Despite the fears of the still-influential former Treasury secretary Robert Rubin, investors around the world were more than happy to buy new issues of US Treasuries, no matter how voluminous. Contrary to conventional wisdom, the quadrupling of the deficit did not lead to falling bond prices and rising yields. Instead, the flight to quality and the deflationary pressures unleashed by the crisis around the world drove long-term yields downwards. They remained at close to 3 per cent all year.

Nor was there a dollar rout, as many had feared. The foreign appetite for the US currency withstood the Fed’s money-printing antics, and the trade weighted exchange rate actually appreciated during 2009…

The Fed’s achievement was to keep inflation in positive territory – just. Those who had feared galloping inflation and the end of the dollar as a reserve currency were confounded.

In Ferguson’s big picture, the rest of the world gets it even worse than America.

But what else should we expect from him? For this student of empire, Ferguson is always a frustrating read.

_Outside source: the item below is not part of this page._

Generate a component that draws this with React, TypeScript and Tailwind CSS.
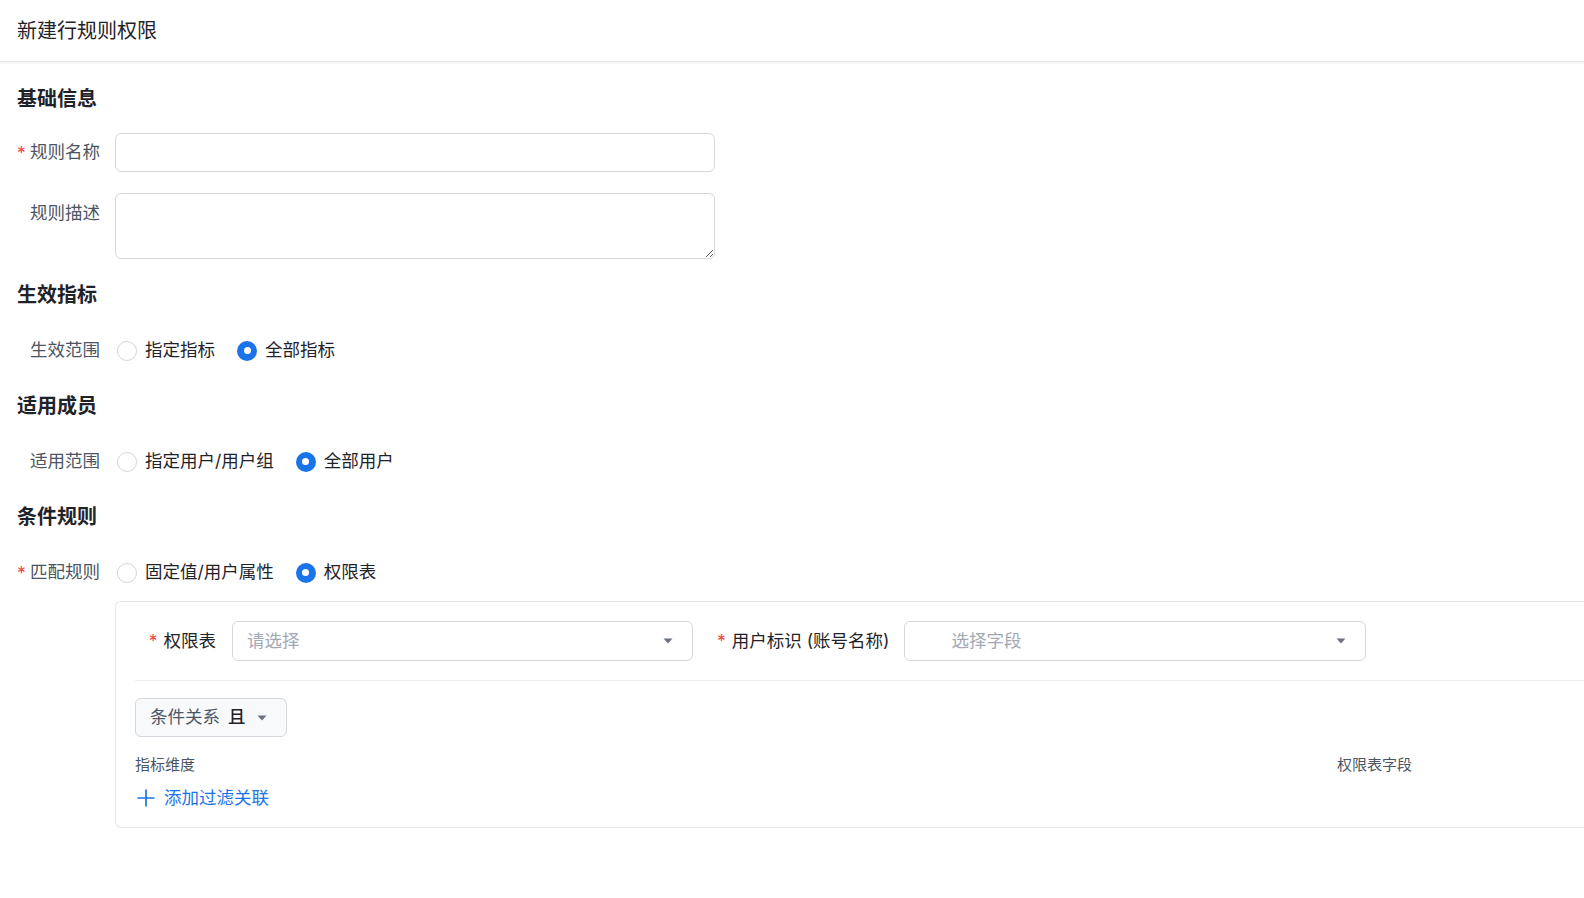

He’s forever warning about the fates of empires gone by (particularly how Britain was finished off in the 30 years after World War I), but likewise insists the United States must forever pick up the “white man’s burden” because if we don’t do it, who will?

So Ferguson’s “Great Repression” scenario (so called because so many people remain in denial about the severity of the crisis) comes to a close with the Mother of All Soft Landings: America retains world leadership, because of the “enormous boost to America’s international reputation that followed Obama’s inauguration” and the aforementioned scenario that Europe and Asia get an even worse economic kick in the teeth than the States. No Demise of the Dollar in Ferguson’s world.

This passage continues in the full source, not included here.